CAP’s director of external affairs, Gareth McNab, said: “Poverty in our communities is getting worse – it’s devastating the lives of millions of people across the UK and that’s why we need to listen to the people experiencing it.”

Father of three, Rodney, told the charity: “I used to have my own building business and my own home, but when my marriage broke down and a knee operation left me disabled, I lost it all.

“I was left as a single parent, skipping meals to make sure the kids had enough, but even then, I didn’t have enough to put the heating on during winter.”

McNab added: “Poverty doesn’t have to define who someone is, nor affect how they are treated by society.

“But too often, the brutal realities of everyday life on incomes too low for even the basics are compounded by the stigma, silence and shame from wider society. Nobody should be facing these injustices.”

Food banks in Grimsby, Boston, Skegness, Lincoln and Scunthorpe are seeing record numbers of people come to them for food support.

A foodbank charity which operates across Lincolnshire and Newark is predicting a bleak future with an increase demand for food parcels.  
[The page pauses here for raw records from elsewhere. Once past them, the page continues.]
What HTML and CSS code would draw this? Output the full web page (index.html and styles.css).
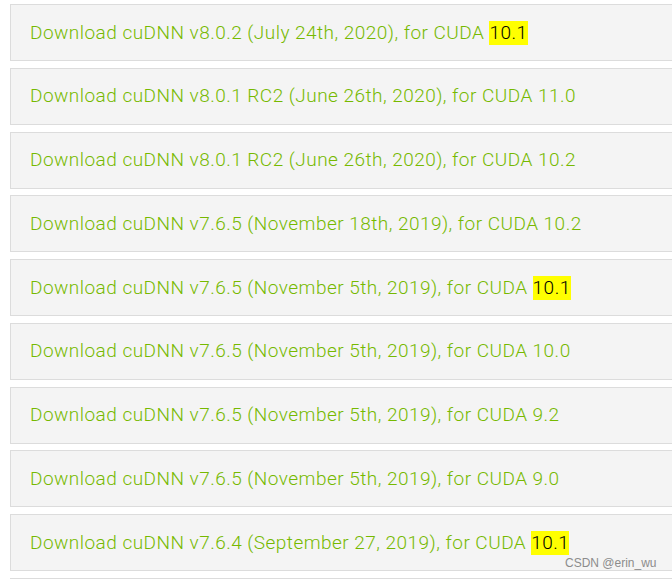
FILE: index.html
```html
<!DOCTYPE html>
<html>
<head>
<meta charset="utf-8">
<link rel="stylesheet" href="styles.css">
</head>
<body>
<div class="list">
  <div class="item"><a class="link">Download cuDNN v8.0.2 (July 24th, 2020), for CUDA <span class="hl">10.1</span></a></div>
  <div class="item"><a class="link">Download cuDNN v8.0.1 RC2 (June 26th, 2020), for CUDA 11.0</a></div>
  <div class="item"><a class="link">Download cuDNN v8.0.1 RC2 (June 26th, 2020), for CUDA 10.2</a></div>
  <div class="item"><a class="link">Download cuDNN v7.6.5 (November 18th, 2019), for CUDA 10.2</a></div>
  <div class="item"><a class="link">Download cuDNN v7.6.5 (November 5th, 2019), for CUDA <span class="hl">10.1</span></a></div>
  <div class="item"><a class="link">Download cuDNN v7.6.5 (November 5th, 2019), for CUDA 10.0</a></div>
  <div class="item"><a class="link">Download cuDNN v7.6.5 (November 5th, 2019), for CUDA 9.2</a></div>
  <div class="item"><a class="link">Download cuDNN v7.6.5 (November 5th, 2019), for CUDA 9.0</a></div>
  <div class="item"><a class="link">Download cuDNN v7.6.4 (September 27, 2019), for CUDA <span class="hl">10.1</span></a></div>
  <div class="item-edge"></div>
</div>
<div class="watermark">CSDN @erin_wu</div>
</body>
</html>
```
FILE: styles.css
```css
html, body {
  margin: 0;
  padding: 0;
  background: #ffffff;
  overflow: hidden;
}
body {
  width: 672px;
  height: 579px;
  position: relative;
}
.list {
  display: flex;
  flex-direction: column;
  gap: 6.75px;
  padding: 4px 0 0 10px;
}
.item {
  box-sizing: border-box;
  height: 57px;
  width: 662px;
  flex: none;
  background: #f4f4f4;
  border: 1px solid #dcdcdc;
  border-right: none;
  display: flex;
  align-items: center;
  padding-left: 19px;
  overflow: hidden;
}
.item-edge {
  box-sizing: border-box;
  height: 1px;
  width: 662px;
  border-top: 1px solid #dcdcdc;
}
.link {
  font-family: Roboto, "Liberation Sans", sans-serif;
  font-weight: 300;
  font-size: 19px;
  letter-spacing: 0.47px;
  color: #76b900;
  white-space: nowrap;
  line-height: 21px;
  margin-top: -1px;
}
.hl {
  background: #ffff00;
  color: #000000;
  padding-bottom: 1px;
}
.watermark {
  position: absolute;
  left: 565px;
  top: 556px;
  font-family: "Liberation Sans", Arial, sans-serif;
  font-size: 12px;
  color: #8c8c8c;
  white-space: nowrap;
}
```
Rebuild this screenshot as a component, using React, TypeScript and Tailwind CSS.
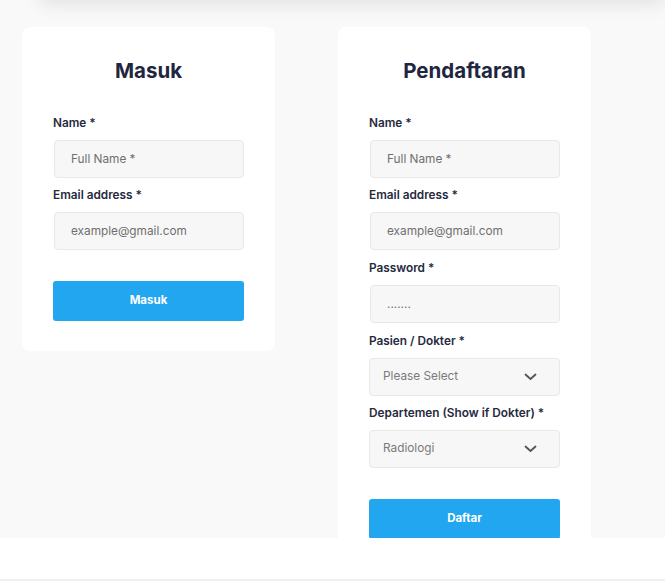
import { ChevronDown } from "lucide-react"

const font = { fontFamily: "Inter, 'Open Sans', sans-serif" }

function Label({ children }: { children: React.ReactNode }) {
  return <label className="mb-[9px] block h-4 text-[11.8px] font-semibold leading-4 text-[#252a3e]">{children}</label>
}

function Field({ label, placeholder, gap = "mb-[9px]" }: { label: string; placeholder: string; gap?: string }) {
  return (
    <div className={gap}>
      <Label>{label}</Label>
      <input
        className="ml-px h-[38px] w-[190px] rounded-[4px] border border-[#e8e8e8] bg-[#f7f7f7] px-4 text-[11.8px] text-[#555] outline-none placeholder:text-[#6f6f6f]"
        placeholder={placeholder}
      />
    </div>
  )
}

function Select({ label, value, gap = "mb-[9px]" }: { label: string; value: string; gap?: string }) {
  return (
    <div className={gap}>
      <Label>{label}</Label>
      <div className="flex h-[38px] w-[191px] items-center justify-between rounded-[4px] border border-[#e8e8e8] bg-[#f7f7f7] pl-[13px] pr-[22px] text-[11.8px] text-[#7a7a7a]">
        <span>{value}</span>
        <svg width="13" height="8" viewBox="0 0 13 8" fill="none" stroke="#555" strokeWidth="1.8" strokeLinecap="round" strokeLinejoin="round">
          <polyline points="1.5,1.5 6.5,6 11.5,1.5" />
        </svg>
      </div>
    </div>
  )
}

function Card({ title, children, button }: { title: string; children: React.ReactNode; button: string }) {
  return (
    <div className="w-[253px] shrink-0 self-start rounded-[8px] bg-white px-[31px] pb-[30px] pt-[30px]">
      <h2 className="mb-[30px] text-center text-[20.5px] font-bold leading-7 text-[#1f2640]">{title}</h2>
      {children}
      <button className="mt-[22px] h-10 w-[191px] rounded-[3px] bg-[#22a6f0] text-[11.5px] font-bold text-white">{button}</button>
    </div>
  )
}

export default function App() {
  return (
    <div className="min-h-[581px] bg-white" style={font}>
      <div className="relative h-[538px] overflow-hidden bg-[#f9f9f9]">
        <div className="absolute -top-5 left-10 right-0 h-5 bg-white shadow-[0_0_22px_rgba(0,0,0,0.14)]" />
        <div className="flex gap-[63px] pl-[22px] pt-[27px]">
          <Card title="Masuk" button="Masuk">
            <Field label="Name *" placeholder="Full Name *" />
            <Field label="Email address *" placeholder="example@gmail.com" />
          </Card>
          <Card title="Pendaftaran" button="Daftar">
            <Field label="Name *" placeholder="Full Name *" />
            <Field label="Email address *" placeholder="example@gmail.com" gap="mb-[10px]" />
            <Field label="Password *" placeholder="......." gap="mb-[10px]" />
            <Select label="Pasien / Dokter *" value="Please Select" />
            <Select label="Departemen (Show if Dokter) *" value="Radiologi" />
          </Card>
        </div>
      </div>
      <div className="h-[41px] bg-white" />
      <div className="h-[2px] bg-[#f0f0f0]" />
    </div>
  )
}
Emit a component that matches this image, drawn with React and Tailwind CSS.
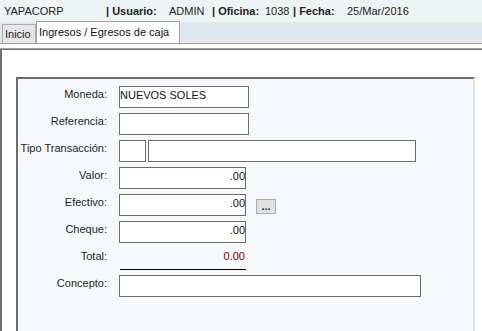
import React from 'react';

const Field = ({ w, value, right }) => (
  <div
    className={`h-[22px] bg-white border border-[#6b6b6b] pt-[2px] leading-[13px] text-[#111] ${right ? 'text-right pr-0' : 'pl-0'}`}
    style={{ width: w }}
  >
    {value}
  </div>
);

const Row = ({ label, children }) => (
  <div className="flex h-[22px]">
    <div className="w-[89px] shrink-0 text-right pt-[2px] leading-[13px] text-[#1d1d1d]">{label}</div>
    <div className="ml-[12px] flex">{children}</div>
  </div>
);

const App = () => {
  return (
    <div className="w-[482px] h-[331px] overflow-hidden bg-white text-[11px] font-['Liberation_Sans',Arial,sans-serif]">
      {/* Header */}
      <div className="h-[22px] bg-[#eef3f5] flex items-center pl-[4px] text-[#222] leading-none">
        <span className="w-[102px]">YAPACORP</span>
        <span className="w-[63px] font-bold">| Usuario:</span>
        <span className="w-[43px]">ADMIN</span>
        <span className="w-[53px] font-bold">| Oficina:</span>
        <span className="w-[28px]">1038</span>
        <span className="w-[54px] font-bold">| Fecha:</span>
        <span>25/Mar/2016</span>
      </div>

      {/* Tabs */}
      <div className="h-[22px] bg-[#dfe8f1] border-b border-[#a3a3a3] flex items-end pl-[2px]">
        <div className="h-[19px] w-[34px] bg-[#e6e6e6] border border-b-0 border-[#adadad] pl-[2px] pt-[3px] leading-[13px] text-[#222]">
          Inicio
        </div>
        <div className="h-[22px] w-[144px] bg-white border border-b-0 border-[#a3a3a3] pl-[2px] pt-[4px] leading-[13px] text-[#111]">
          Ingresos / Egresos de caja
        </div>
      </div>

      <div className="h-[4px]" />

      {/* Panel */}
      <div className="border-t border-[#a5a5a5]">
        <div className="border-t border-l-2 border-[#707070] pl-[14px] pt-[27px]">
          <div className="w-[459px] h-[260px] bg-[#f5f9fd] border-2 border-t-[#6b6b6b] border-l-[#6b6b6b] border-r-[#e2e2e2] border-b-[#e2e2e2] pt-[7px]">
            <div className="flex flex-col gap-[5px]">
              <Row label="Moneda:">
                <Field w={130} value="NUEVOS SOLES" />
              </Row>
              <Row label="Referencia:">
                <Field w={130} value="" />
              </Row>
              <Row label="Tipo Transacción:">
                <Field w={27} value="" />
                <div className="ml-[2px]">
                  <Field w={268} value="" />
                </div>
              </Row>
              <Row label="Valor:">
                <Field w={127} value=".00" right />
              </Row>
              <Row label="Efectivo:">
                <Field w={127} value=".00" right />
                <button className="ml-[10px] mt-[5px] w-[20px] h-[15px] bg-[#e1e1e1] border border-[#adadad] text-[11px] font-bold leading-[9px] text-[#1a1a6a] flex items-end justify-center pb-[2px]">
                  ...
                </button>
              </Row>
              <Row label="Cheque:">
                <Field w={127} value=".00" right />
              </Row>
              <Row label="Total:">
                <div className="ml-px w-[126px] h-[22px] border-b border-black text-right pr-px pt-[2px] leading-[13px] text-[#800000]">
                  0.00
                </div>
              </Row>
              <Row label="Concepto:">
                <Field w={302} value="" />
              </Row>
            </div>
          </div>
        </div>
      </div>
    </div>
  );
};

export default App;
The Trussell Trust network is expecting to provide more than one million emergency food parcels between December 2023 and February 2024.

Emma Revie, Chief Executive of the Trussell Trust, said: “We don’t want to spend every winter saying things at food banks are getting worse, but they are. Food banks are not the answer in the long term, but while we continue to fight for the change that could mean they can be closed for good your local food bank urgently needs your support.

“They need donations of food for emergency parcels, and money to fund costs such as the purchasing of food to meet the shortfall in donations they are currently experiencing.”

People are struggling on a daily basis. As well as struggling to feed families, some families have reported they are behind on the electric and gas bills.

Reports have also found that more than 3 million people have missed mortgage payments putting their homes at risk.

With the rising fuel bills, mortgage rates, and food bills, record numbers of adults are now being forced to move back in with their parents.

Some of those adults are married with children and are living cramped conditions to survive.

With wages not keeping up with inflation, and the lack of support by the Government, experts are predicting it is going to get a lot worse before things start to get better.